Consumer Confidence in Job Prospects Hits 5-Year Low

American consumers are increasingly pessimistic about their job prospects, according to new Conference Board data.

The June installment of the board’s Employment Trends Index (ETI), released Monday (July 6) showed that the share of consumers who reported that “jobs are hard to get” climbed to 22.5% last month, its highest level since January 2021.

Meanwhile, initial unemployment claims rose for the second straight month to 222,000, the highest monthly average logged thus far in 2026.

“Consumers’ pessimistic hiring outlook fueled much of June’s weakness in the ETI, which is consistent with the prevailing ‘low hire, low fire’ labor market environment,” Jannik Schulz, economic research associate for The Conference Board, said in a news release.

“Nonetheless, the number of people on non-farm payrolls remains elevated and has been ticking higher in recent months,” Schulz added. “Meanwhile, the number of initial jobless claims also increased in June. Although unemployment claims remain near historical lows, the ETI interprets the increase as a negative signal for the labor market ahead.”
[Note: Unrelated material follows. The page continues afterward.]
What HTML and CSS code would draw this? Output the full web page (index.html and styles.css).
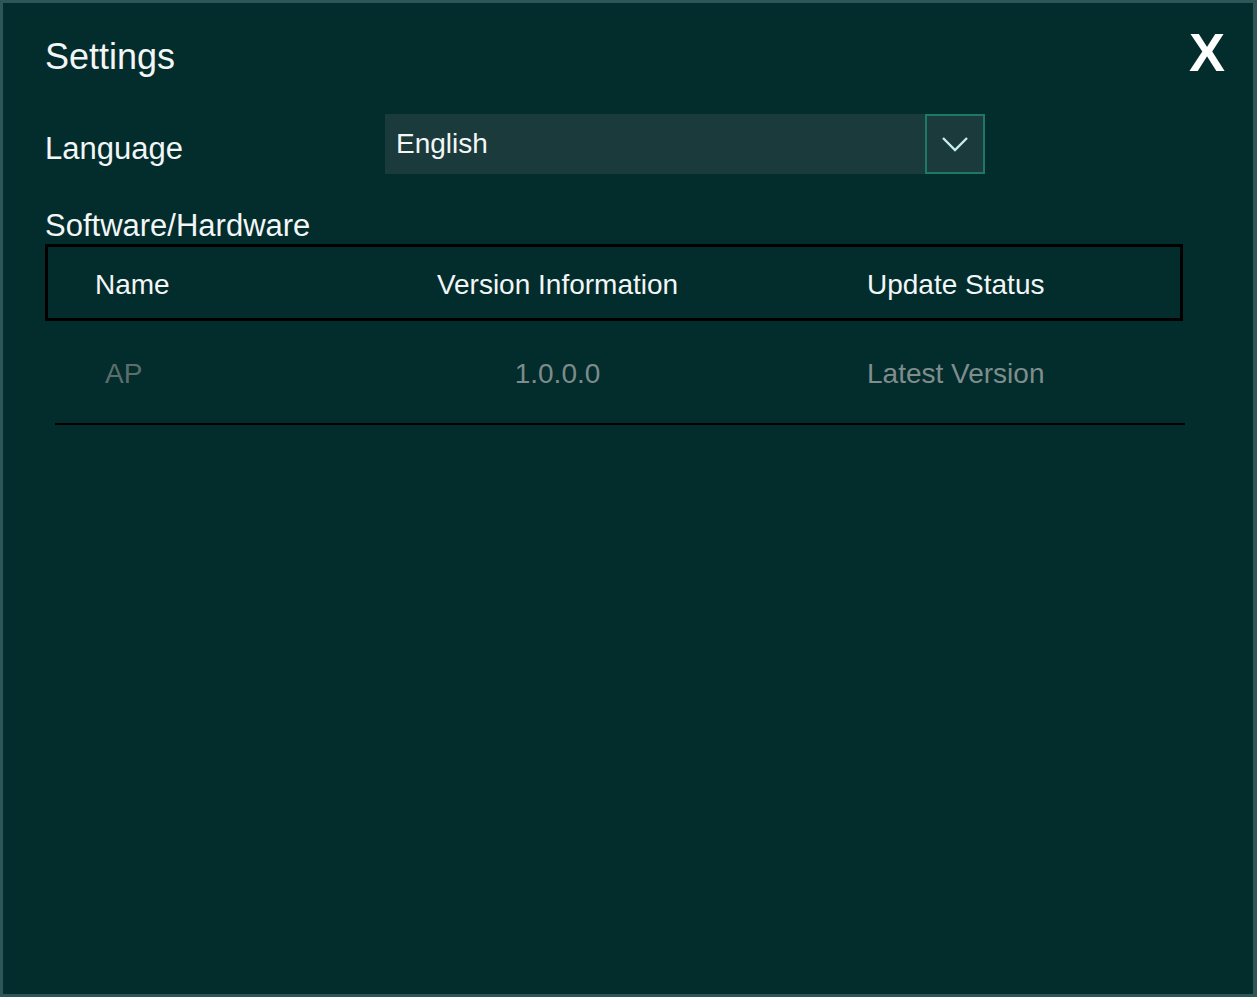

The overall ETI fell to 106.69 in June for the second consecutive month, from an upwardly revised reading of 106.90 in May, a sign that employment is likely to shrink.

The board noted some positive contributions to the ETI, including an increase in the number of small businesses reporting that jobs are “not able to be filled right now,” from an “unexpectedly low” 29% in May to 32% last month.

“The share of involuntary part-time workers continued to ease, falling to 17.1% in June from 17.4% in May,” the release added. “Employment in the temporary help services industry increased again in June and rose by 47,800 in the first half of the year. Job openings remain elevated, contributing positively to the ETI for the third consecutive month.”

Meanwhile, recent PYMNTS Intelligence research shows that while a steady income gives many consumers confidence, that confidence is enough to protect their financial resilience.

“Consumers generally still feel good about their employment prospects, yet the households under the most strain are showing weaker resilience, lower emergency readiness and less room to absorb a financial shock,” PYMNTS wrote last week. “In other words, job security is starting to look like a strong engine in a car with very little fuel in the tank. It helps, but it does not guarantee the trip will go smoothly.”

The research noted that roughly two-third of Americans lived paycheck to paycheck in early 2026. Of that group, around 40% to 45% said they could comfortably cover their monthly expenses, while 20% to 25% said they consistently struggled to pay their bills.